** start GIVEN INFORMATION **
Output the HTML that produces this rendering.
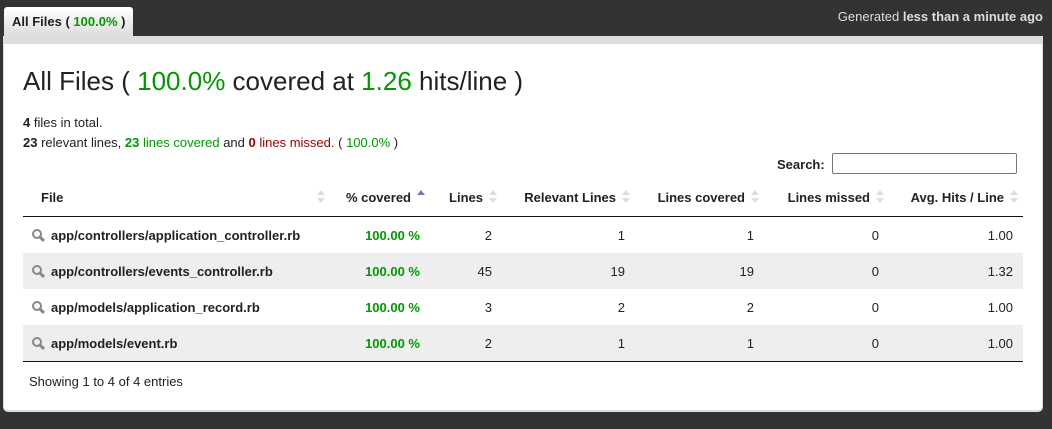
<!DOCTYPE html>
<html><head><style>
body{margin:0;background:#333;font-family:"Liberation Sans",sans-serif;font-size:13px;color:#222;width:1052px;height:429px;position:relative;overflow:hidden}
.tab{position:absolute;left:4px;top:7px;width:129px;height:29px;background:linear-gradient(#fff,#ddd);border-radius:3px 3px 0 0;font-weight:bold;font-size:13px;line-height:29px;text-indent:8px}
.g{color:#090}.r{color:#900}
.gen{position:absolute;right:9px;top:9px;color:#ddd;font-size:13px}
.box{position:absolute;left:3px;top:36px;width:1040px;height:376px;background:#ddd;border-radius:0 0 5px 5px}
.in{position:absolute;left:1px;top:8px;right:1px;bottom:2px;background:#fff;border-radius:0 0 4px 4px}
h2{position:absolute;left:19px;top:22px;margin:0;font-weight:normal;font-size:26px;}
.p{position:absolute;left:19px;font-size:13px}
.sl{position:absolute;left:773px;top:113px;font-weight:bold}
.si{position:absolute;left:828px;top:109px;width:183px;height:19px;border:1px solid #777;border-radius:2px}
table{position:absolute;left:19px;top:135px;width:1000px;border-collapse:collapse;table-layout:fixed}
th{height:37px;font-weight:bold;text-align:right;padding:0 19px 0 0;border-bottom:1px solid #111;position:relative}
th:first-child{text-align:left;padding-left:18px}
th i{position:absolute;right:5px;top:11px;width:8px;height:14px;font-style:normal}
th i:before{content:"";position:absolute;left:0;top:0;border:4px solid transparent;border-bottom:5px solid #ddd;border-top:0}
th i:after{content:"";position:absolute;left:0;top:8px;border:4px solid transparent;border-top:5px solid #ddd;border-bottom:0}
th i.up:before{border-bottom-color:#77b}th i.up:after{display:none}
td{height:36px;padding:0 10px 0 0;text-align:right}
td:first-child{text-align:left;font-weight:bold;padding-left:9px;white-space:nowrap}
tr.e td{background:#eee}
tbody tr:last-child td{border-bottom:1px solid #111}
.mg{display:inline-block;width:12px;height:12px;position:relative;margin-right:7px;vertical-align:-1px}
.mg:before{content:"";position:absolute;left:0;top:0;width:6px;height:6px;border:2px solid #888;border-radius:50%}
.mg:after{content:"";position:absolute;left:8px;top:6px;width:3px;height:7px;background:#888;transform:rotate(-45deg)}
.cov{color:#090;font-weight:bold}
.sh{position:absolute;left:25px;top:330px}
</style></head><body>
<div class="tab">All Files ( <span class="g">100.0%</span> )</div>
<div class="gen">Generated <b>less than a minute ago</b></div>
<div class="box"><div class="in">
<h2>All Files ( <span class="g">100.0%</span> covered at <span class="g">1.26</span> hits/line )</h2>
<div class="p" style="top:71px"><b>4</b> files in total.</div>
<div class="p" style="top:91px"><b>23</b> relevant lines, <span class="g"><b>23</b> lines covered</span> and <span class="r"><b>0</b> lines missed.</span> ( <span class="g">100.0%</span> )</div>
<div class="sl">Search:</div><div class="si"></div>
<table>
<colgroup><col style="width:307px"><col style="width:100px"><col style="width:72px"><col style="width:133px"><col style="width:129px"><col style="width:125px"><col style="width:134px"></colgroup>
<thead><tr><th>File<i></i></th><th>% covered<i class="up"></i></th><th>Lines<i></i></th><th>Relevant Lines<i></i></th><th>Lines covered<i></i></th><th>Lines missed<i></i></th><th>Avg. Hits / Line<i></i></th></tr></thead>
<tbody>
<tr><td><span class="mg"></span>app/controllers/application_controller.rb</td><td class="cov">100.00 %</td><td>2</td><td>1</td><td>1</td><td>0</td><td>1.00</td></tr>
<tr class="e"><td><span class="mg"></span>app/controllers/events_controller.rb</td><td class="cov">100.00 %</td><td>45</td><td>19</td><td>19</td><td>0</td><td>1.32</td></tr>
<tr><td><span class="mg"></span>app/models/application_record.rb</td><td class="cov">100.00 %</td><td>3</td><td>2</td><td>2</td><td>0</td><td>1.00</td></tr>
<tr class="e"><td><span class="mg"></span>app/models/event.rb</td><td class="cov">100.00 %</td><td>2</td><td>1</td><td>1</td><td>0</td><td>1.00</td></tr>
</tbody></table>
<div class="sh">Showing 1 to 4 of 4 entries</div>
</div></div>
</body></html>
** end GIVEN INFORMATION **
**THE REQUEST**
Leave out the pictures and output the rest of the material exactly as written.

**SOLVED EXERCISE**
Output the HTML that produces this rendering.
<!DOCTYPE html>
<html><head><style>
body{margin:0;background:#333;font-family:"Liberation Sans",sans-serif;font-size:13px;color:#222;width:1052px;height:429px;position:relative;overflow:hidden}
.tab{position:absolute;left:4px;top:7px;width:129px;height:29px;background:linear-gradient(#fff,#ddd);border-radius:3px 3px 0 0;font-weight:bold;font-size:13px;line-height:29px;text-indent:8px}
.g{color:#090}.r{color:#900}
.gen{position:absolute;right:9px;top:9px;color:#ddd;font-size:13px}
.box{position:absolute;left:3px;top:36px;width:1040px;height:376px;background:#ddd;border-radius:0 0 5px 5px}
.in{position:absolute;left:1px;top:8px;right:1px;bottom:2px;background:#fff;border-radius:0 0 4px 4px}
h2{position:absolute;left:19px;top:22px;margin:0;font-weight:normal;font-size:26px;}
.p{position:absolute;left:19px;font-size:13px}
.sl{position:absolute;left:773px;top:113px;font-weight:bold}
.si{position:absolute;left:828px;top:109px;width:183px;height:19px;border:1px solid #777;border-radius:2px}
table{position:absolute;left:19px;top:135px;width:1000px;border-collapse:collapse;table-layout:fixed}
th{height:37px;font-weight:bold;text-align:right;padding:0 19px 0 0;border-bottom:1px solid #111;position:relative}
th:first-child{text-align:left;padding-left:18px}
th i{position:absolute;right:5px;top:11px;width:8px;height:14px;font-style:normal}
th i:before{content:"";position:absolute;left:0;top:0;border:4px solid transparent;border-bottom:5px solid #ddd;border-top:0}
th i:after{content:"";position:absolute;left:0;top:8px;border:4px solid transparent;border-top:5px solid #ddd;border-bottom:0}
th i.up:before{border-bottom-color:#77b}th i.up:after{display:none}
td{height:36px;padding:0 10px 0 0;text-align:right}
td:first-child{text-align:left;font-weight:bold;padding-left:9px;white-space:nowrap}
tr.e td{background:#eee}
tbody tr:last-child td{border-bottom:1px solid #111}
.mg{display:inline-block;width:12px;height:12px;position:relative;margin-right:7px;vertical-align:-1px}
.mg:before{content:"";position:absolute;left:0;top:0;width:6px;height:6px;border:2px solid #888;border-radius:50%}
.mg:after{content:"";position:absolute;left:8px;top:6px;width:3px;height:7px;background:#888;transform:rotate(-45deg)}
.cov{color:#090;font-weight:bold}
.sh{position:absolute;left:25px;top:330px}
</style></head><body>
<div class="tab">All Files ( <span class="g">100.0%</span> )</div>
<div class="gen">Generated <b>less than a minute ago</b></div>
<div class="box"><div class="in">
<h2>All Files ( <span class="g">100.0%</span> covered at <span class="g">1.26</span> hits/line )</h2>
<div class="p" style="top:71px"><b>4</b> files in total.</div>
<div class="p" style="top:91px"><b>23</b> relevant lines, <span class="g"><b>23</b> lines covered</span> and <span class="r"><b>0</b> lines missed.</span> ( <span class="g">100.0%</span> )</div>
<div class="sl">Search:</div><div class="si"></div>
<table>
<colgroup><col style="width:307px"><col style="width:100px"><col style="width:72px"><col style="width:133px"><col style="width:129px"><col style="width:125px"><col style="width:134px"></colgroup>
<thead><tr><th>File<i></i></th><th>% covered<i class="up"></i></th><th>Lines<i></i></th><th>Relevant Lines<i></i></th><th>Lines covered<i></i></th><th>Lines missed<i></i></th><th>Avg. Hits / Line<i></i></th></tr></thead>
<tbody>
<tr><td><span class="mg"></span>app/controllers/application_controller.rb</td><td class="cov">100.00 %</td><td>2</td><td>1</td><td>1</td><td>0</td><td>1.00</td></tr>
<tr class="e"><td><span class="mg"></span>app/controllers/events_controller.rb</td><td class="cov">100.00 %</td><td>45</td><td>19</td><td>19</td><td>0</td><td>1.32</td></tr>
<tr><td><span class="mg"></span>app/models/application_record.rb</td><td class="cov">100.00 %</td><td>3</td><td>2</td><td>2</td><td>0</td><td>1.00</td></tr>
<tr class="e"><td><span class="mg"></span>app/models/event.rb</td><td class="cov">100.00 %</td><td>2</td><td>1</td><td>1</td><td>0</td><td>1.00</td></tr>
</tbody></table>
<div class="sh">Showing 1 to 4 of 4 entries</div>
</div></div>
</body></html>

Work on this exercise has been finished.